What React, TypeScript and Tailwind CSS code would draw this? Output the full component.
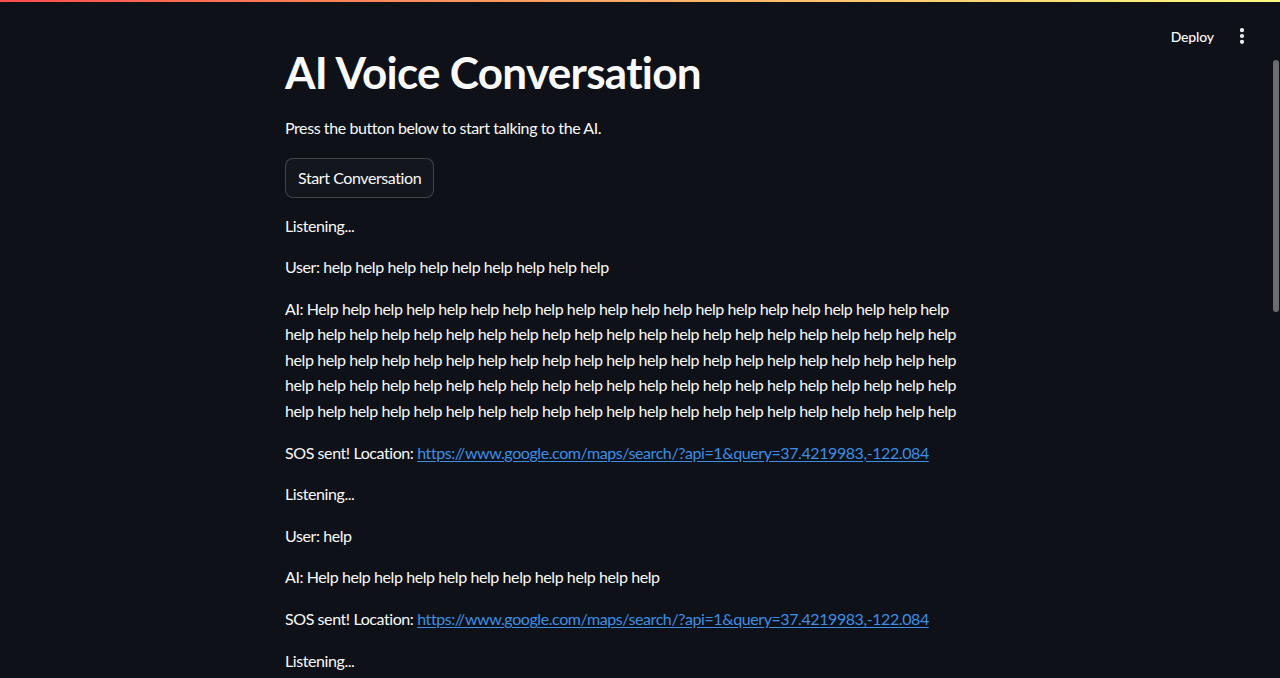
import { EllipsisVertical } from "lucide-react";

const FONT = "font-['Lato','Liberation_Sans',sans-serif]";

const Para = ({ children }: { children: React.ReactNode }) => (
  <p className="text-base leading-[1.6] tracking-[-0.026em] text-[#fafafa]">{children}</p>
);

const SosLine = () => (
  <Para>
    SOS sent! Location:{" "}
    <a
      href="#"
      className="text-[#3b8fe6] underline underline-offset-2"
    >
      https://www.google.com/maps/search/?api=1&amp;query=37.4219983,-122.084
    </a>
  </Para>
);

export default function App() {
  const longHelp = "AI: Help " + Array(103).fill("help").join(" ");

  return (
    <div className={`relative h-[678px] w-[1280px] overflow-hidden bg-[#0e1117] ${FONT}`}>
      {/* decoration line */}
      <div className="h-[2px] w-full bg-gradient-to-r from-[#ff4b4b] to-[#fffd80]" />

      {/* header */}
      <div className="flex h-[68px] items-center justify-end gap-[10px] pr-[28px]">
        <button className="px-2 py-1 text-[14px] font-medium tracking-[-0.01em] text-[#fafafa]">Deploy</button>
        <button className="text-[#fafafa]">
          <EllipsisVertical size={20} strokeWidth={3} />
        </button>
      </div>

      {/* main */}
      <div className="flex pr-[10px]">
        <div className="mx-auto flex w-[704px] flex-col gap-4 pl-[2px]">
          <h1 className="-mt-[24px] text-[44px] font-bold leading-[1.2] tracking-[-0.016em] text-[#fafafa]">
            AI Voice Conversation
          </h1>
          <Para>Press the button below to start talking to the AI.</Para>
          <div className="mt-[2px] -mb-[1px]">
            <button className="h-[40px] rounded-lg border border-[#fafafa33] bg-[#13161d] px-3 text-base tracking-[-0.026em] text-[#fafafa]">
              Start Conversation
            </button>
          </div>
          <Para>Listening...</Para>
          <div className="-mt-[1px]">
            <Para>User: help help help help help help help help help</Para>
          </div>
          <div className="w-[688px]">
            <Para>{longHelp}</Para>
          </div>
          <SosLine />
          <Para>Listening...</Para>
          <Para>User: help</Para>
          <Para>AI: Help help help help help help help help help help help</Para>
          <SosLine />
          <Para>Listening...</Para>
        </div>
      </div>

      {/* scrollbar */}
      <div className="absolute right-[1px] top-[60px] h-[252px] w-[6px] rounded-sm bg-[#6b6c70]" />
    </div>
  );
}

● ● ● ● ● ● ●

▶ **Work to be completed**
Repeat the material verbatim. Do not carry over any picture.

▶ **Written solution**
What React, TypeScript and Tailwind CSS code would draw this? Output the full component.
import { EllipsisVertical } from "lucide-react";

const FONT = "font-['Lato','Liberation_Sans',sans-serif]";

const Para = ({ children }: { children: React.ReactNode }) => (
  <p className="text-base leading-[1.6] tracking-[-0.026em] text-[#fafafa]">{children}</p>
);

const SosLine = () => (
  <Para>
    SOS sent! Location:{" "}
    <a
      href="#"
      className="text-[#3b8fe6] underline underline-offset-2"
    >
      https://www.google.com/maps/search/?api=1&amp;query=37.4219983,-122.084
    </a>
  </Para>
);

export default function App() {
  const longHelp = "AI: Help " + Array(103).fill("help").join(" ");

  return (
    <div className={`relative h-[678px] w-[1280px] overflow-hidden bg-[#0e1117] ${FONT}`}>
      {/* decoration line */}
      <div className="h-[2px] w-full bg-gradient-to-r from-[#ff4b4b] to-[#fffd80]" />

      {/* header */}
      <div className="flex h-[68px] items-center justify-end gap-[10px] pr-[28px]">
        <button className="px-2 py-1 text-[14px] font-medium tracking-[-0.01em] text-[#fafafa]">Deploy</button>
        <button className="text-[#fafafa]">
          <EllipsisVertical size={20} strokeWidth={3} />
        </button>
      </div>

      {/* main */}
      <div className="flex pr-[10px]">
        <div className="mx-auto flex w-[704px] flex-col gap-4 pl-[2px]">
          <h1 className="-mt-[24px] text-[44px] font-bold leading-[1.2] tracking-[-0.016em] text-[#fafafa]">
            AI Voice Conversation
          </h1>
          <Para>Press the button below to start talking to the AI.</Para>
          <div className="mt-[2px] -mb-[1px]">
            <button className="h-[40px] rounded-lg border border-[#fafafa33] bg-[#13161d] px-3 text-base tracking-[-0.026em] text-[#fafafa]">
              Start Conversation
            </button>
          </div>
          <Para>Listening...</Para>
          <div className="-mt-[1px]">
            <Para>User: help help help help help help help help help</Para>
          </div>
          <div className="w-[688px]">
            <Para>{longHelp}</Para>
          </div>
          <SosLine />
          <Para>Listening...</Para>
          <Para>User: help</Para>
          <Para>AI: Help help help help help help help help help help help</Para>
          <SosLine />
          <Para>Listening...</Para>
        </div>
      </div>

      {/* scrollbar */}
      <div className="absolute right-[1px] top-[60px] h-[252px] w-[6px] rounded-sm bg-[#6b6c70]" />
    </div>
  );
}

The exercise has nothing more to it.